Zuerst Putin, dann Biden
Ein unwillkommener Zwischenfall im Vorfeld seiner Rede ist in diesem Zusammenhang der Überraschungsbesuch von US-Präsident Joe Biden (80) in der Ukraine am Montag. Offiziell wurde dieser mit Schweigen quittiert, doch es ist offensichtlich, dass der hohe Besuch in Kiew die Kreml-Propaganda untergräbt, wonach die westliche Unterstützung der Ukraine schwindet.
Auch Biden soll am Dienstagabend in Warschau eine Rede zum traurigen Jahrestag halten. So will der höchste Amerikaner dem Mann im Kreml die Show stehlen. «Präsident Biden wird deutlich machen, dass die Vereinigten Staaten weiterhin an der Seite der Ukraine stehen werden, wie er schon oft gesagt hat, und zwar so lange, wie es nötig ist», sagte John Kirby (60), Kommunikationsdirektor des nationalen Sicherheitsrates der USA.
Damit stellt sich Biden einmal mehr klar seinem Amtskollegen im Kreml entgegen. Die Botschaft Bidens an den Aggressor ist klar: Der Westen steht weiterhin an der Seite der Ukraine und lässt sich von Russlands Drohungen nicht schrecken.

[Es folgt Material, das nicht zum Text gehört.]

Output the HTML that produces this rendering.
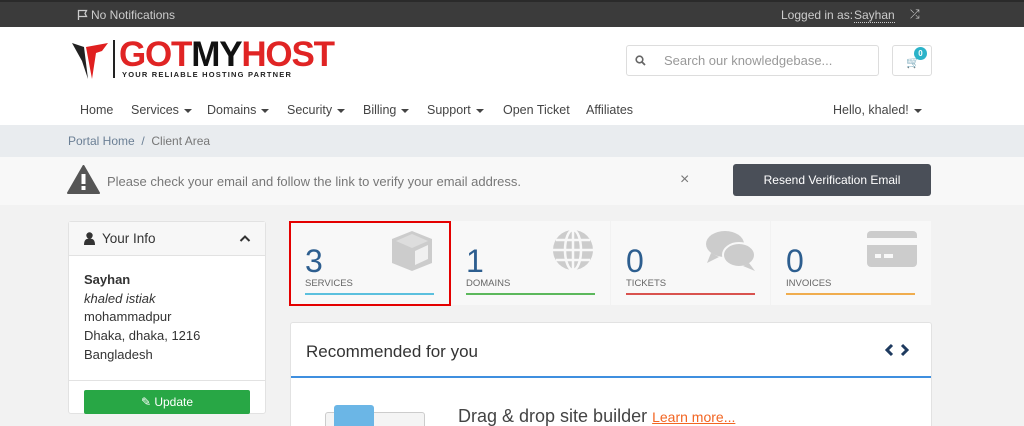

Sowieso stellt sich die Frage, wer hier Angst vor wem hat. Denn während sich der russische Machthaber wortwörtlich im gepanzerten Zug von Residenz zu Residenz fahren lässt, läuft der Amerikaner am Vortag mit dem ukrainischen Präsidenten Wolodimir Selenski (45) bei Luftalarm durch Kiew.
Bilder, die in die Geschichte eingehen werden – so wie womöglich auch die beiden Reden heute Dienstag. Biden ist dabei übrigens leicht im Vorteil: Der zeitliche Abstand zu Putins Rede gibt ihm die Möglichkeit zum Gegenschlag. Wie auch immer das Duell ausfallen wird – heute werden die beiden Länder, zumindest rhetorisch, ihre Klingen kreuzen.